The government is regularly accused of choking land supply to keep prices high and limiting the amount of land available for family homes.

The committee recommended the review of the ILRP should consider the transparency of its decisions including the available amount of land and what proportion was allocated to dwellings.

It also recommended the government release more land and re-establish an inventory of serviced land.

The committee had heard that the land release did not necessarily equate to new dwellings because of land banking and property speculation

This aligned with the Master Builders submission which stated the government’s position as “dominant land developer” was “fundamentally flawed”.

It said any review should examine how the private sector could play a greater role, and the government focus on the release of public and affordable housing, or demonstration housing.

Michael Hopkins

Master Builders ACT CEO Michael Hopkins says builders need confidence in the supply of land.

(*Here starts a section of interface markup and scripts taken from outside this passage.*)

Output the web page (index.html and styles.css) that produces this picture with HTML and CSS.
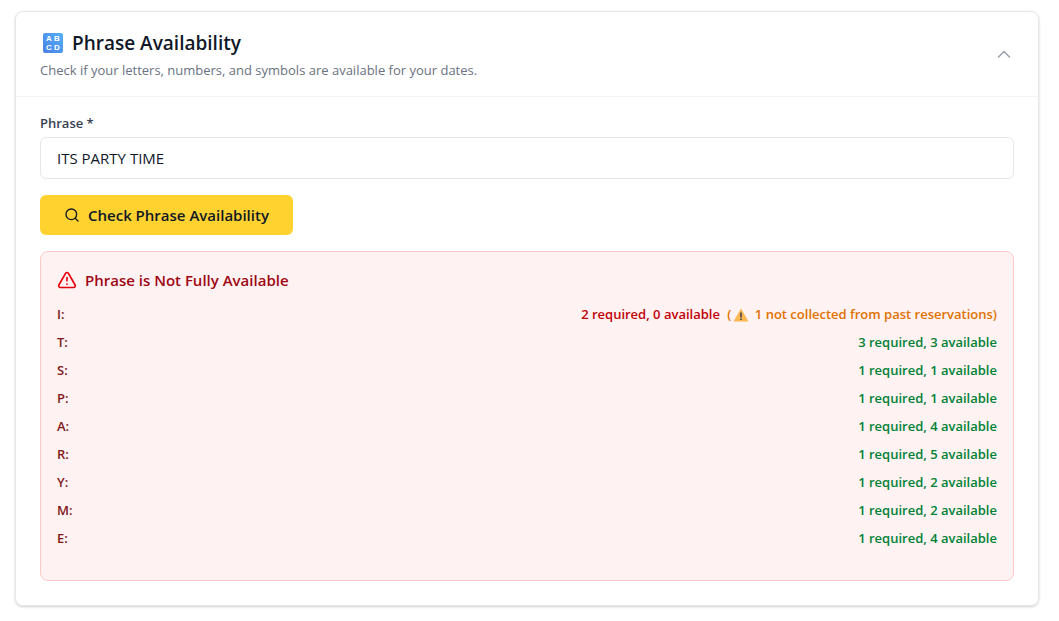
FILE: index.html
```html
<!DOCTYPE html>
<html lang="en">
<head>
    <meta charset="UTF-8">
    <meta name="viewport" content="width=device-width, initial-scale=1.0">
    <title>Phrase Availability</title>
    <link rel="stylesheet" href="styles.css">
</head>
<body>
    <section class="card">
        <header class="card-header">
            <div>
                <h2 class="title">
                    <svg class="title-icon" viewBox="0 0 22 22" aria-hidden="true">
                        <defs>
                            <linearGradient id="tile" x1="1" y1="0" x2="0" y2="1">
                                <stop offset="0" stop-color="#55b0f8"/>
                                <stop offset="1" stop-color="#4a7fe6"/>
                            </linearGradient>
                        </defs>
                        <rect x="1" y="1" width="20" height="20" rx="2" fill="url(#tile)"/>
                        <g class="tile-letters">
                            <text x="7" y="9">A</text>
                            <text x="15" y="9">B</text>
                            <text x="7" y="18">C</text>
                            <text x="15" y="18">D</text>
                        </g>
                    </svg>
                    Phrase Availability
                </h2>
                <p class="subtitle">Check if your letters, numbers, and symbols are available for your dates.</p>
            </div>
            <button type="button" class="toggle" aria-label="Collapse">
                <svg viewBox="0 0 20 20" width="20" height="20"><path d="M4.5 12 10 6.500l5.500 5.500"/></svg>
            </button>
        </header>

        <form class="card-body">
            <label class="label" for="phrase">Phrase *</label>
            <input type="text" class="input" id="phrase" value="ITS PARTY TIME">
            <button type="button" class="check">
                <svg viewBox="0 0 24 24" width="16" height="16"><circle cx="11" cy="11" r="8"/><path d="m21 21-4.300-4.300"/></svg>
                Check Phrase Availability
            </button>

            <div class="result">
                <h3 class="result-title">
                    <svg viewBox="0 0 24 24" width="20" height="20"><path d="m21.730 18-8-14a2 2 0 0 0-3.480 0l-8 14A2 2 0 0 0 4 21h16a2 2 0 0 0 1.730-3Z"/><path d="M12 9v4M12 17h.010"/></svg>
                    Phrase is Not Fully Available
                </h3>
                <ul class="letters">
                    <li>
                        <span>I:</span>
                        <span class="missing">2 required, 0 available
                            <span class="note">(<svg class="warning" viewBox="0 0 16 14" aria-hidden="true"><path d="M8 .5 15.500 13.500H.5Z" fill="#fcb750"/><path d="M7.200 4.500h1.600v5H7.200zM7.200 10.500h1.600v1.600H7.200z" fill="#454347"/></svg> 1 not collected from past reservations)</span>
                        </span>
                    </li>
                    <li><span>T:</span><span class="enough">3 required, 3 available</span></li>
                    <li><span>S:</span><span class="enough">1 required, 1 available</span></li>
                    <li><span>P:</span><span class="enough">1 required, 1 available</span></li>
                    <li><span>A:</span><span class="enough">1 required, 4 available</span></li>
                    <li><span>R:</span><span class="enough">1 required, 5 available</span></li>
                    <li><span>Y:</span><span class="enough">1 required, 2 available</span></li>
                    <li><span>M:</span><span class="enough">1 required, 2 available</span></li>
                    <li><span>E:</span><span class="enough">1 required, 4 available</span></li>
                </ul>
            </div>
        </form>
    </section>
</body>
</html>
```
FILE: styles.css
```css
* {
    box-sizing: border-box;
}
body {
    margin: 0;
    padding: 11px 20px 15px 15px;
    background: #fff;
    font-family: "Open Sans", "Noto Sans", sans-serif;
    font-size: 13px;
    line-height: 20px;
    color: #101828;
}
h2, h3, p, ul {
    margin: 0;
    padding: 0;
}
svg {
    flex-shrink: 0;
    fill: none;
    stroke: currentColor;
    stroke-width: 2;
    stroke-linecap: round;
    stroke-linejoin: round;
}
button {
    border: none;
    font-family: inherit;
    cursor: pointer;
}
.card {
    border: 1px solid #e5e7eb;
    border-radius: 8px;
    box-shadow: 0 1px 3px rgba(0, 0, 0, 0.1), 0 1px 2px rgba(0, 0, 0, 0.1);
}
.card-header {
    display: flex;
    justify-content: space-between;
    align-items: center;
    padding: 17px 24px 16px;
    border-bottom: 1px solid #f3f4f6;
}
.title {
    display: flex;
    align-items: center;
    gap: 8px;
    padding-left: 2px;
    font-size: 19px;
    line-height: 28px;
    font-weight: 600;
}
.title-icon {
    width: 22px;
    height: 22px;
    stroke: none;
}
.tile-letters {
    fill: #fff;
    font-family: "Liberation Sans", Arial, sans-serif;
    font-size: 8px;
    font-weight: 700;
    text-anchor: middle;
}
.subtitle {
    margin-top: 3px;
    color: #6a7282;
}
.toggle {
    display: flex;
    padding: 0;
    background: none;
    color: #99a1af;
}
.toggle svg {
    stroke-width: 1.5;
}
.card-body {
    padding: 16px 24px 24px;
}
.label {
    display: block;
    margin-bottom: 4px;
    font-weight: 600;
    color: #364153;
}
.input {
    display: block;
    width: 100%;
    height: 42px;
    padding: 0 16px;
    border: 1px solid #e5e7eb;
    border-radius: 6px;
    font-family: inherit;
    font-size: 15px;
    color: #101828;
}
.check {
    display: flex;
    align-items: center;
    gap: 8px;
    height: 40px;
    margin: 16px 0;
    padding: 0 24px;
    border-radius: 6px;
    background: #ffd230;
    font-size: 15px;
    font-weight: 600;
    color: #101828;
}
.result {
    padding: 16px 16px 32px;
    border: 1px solid #ffc9c9;
    border-radius: 8px;
    background: #fef2f2;
}
.result-title {
    display: flex;
    align-items: center;
    gap: 8px;
    margin-bottom: 12px;
    font-size: 15px;
    line-height: 24px;
    font-weight: 600;
    color: #9f0712;
}
.result-title svg {
    color: #e7000b;
}
.letters {
    display: flex;
    flex-direction: column;
    gap: 8px;
    list-style: none;
    font-weight: 600;
    color: #82181a;
}
.letters li {
    display: flex;
    justify-content: space-between;
}
.missing {
    color: #c10007;
}
.note {
    margin-left: 4px;
    color: #e17100;
}
.enough {
    color: #008236;
}
.warning {
    width: 16px;
    height: 14px;
    margin: 0 2px;
    vertical-align: -3px;
    stroke: none;
}
```
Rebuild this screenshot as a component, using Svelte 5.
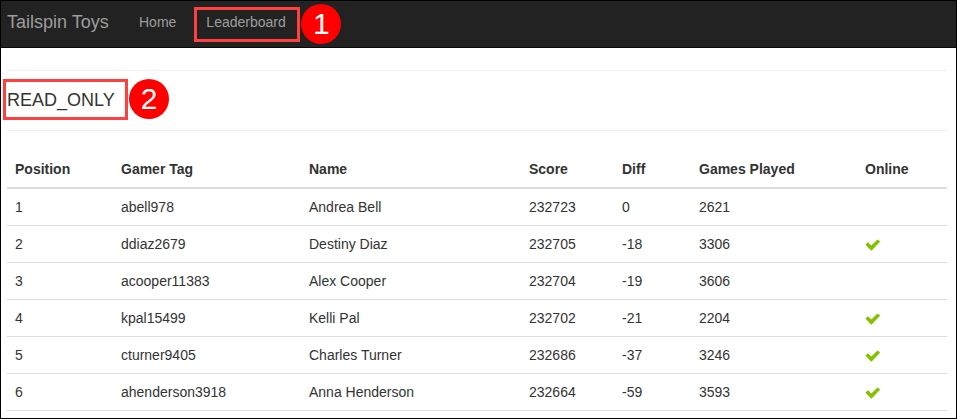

Photo: Region.

CEO Michael Hopkins told the committee that if builders had greater confidence in the supply of land, they could provide a better pipeline of housing.

The committee recommended the government undertake further reforms to address land speculation and land banking, and report back to the Assembly by the first sitting week of 2023.

The committee also asked more information be made available to the public about the ILRP.

“The committee is of the view that EPSDD should report on land released (including dwelling yield) through the ILRP that has not been sold, for transparency and oversight of the scheme,” it said.

“This would make the market and the community (individuals, households, builders and developers) more informed in their decisions.”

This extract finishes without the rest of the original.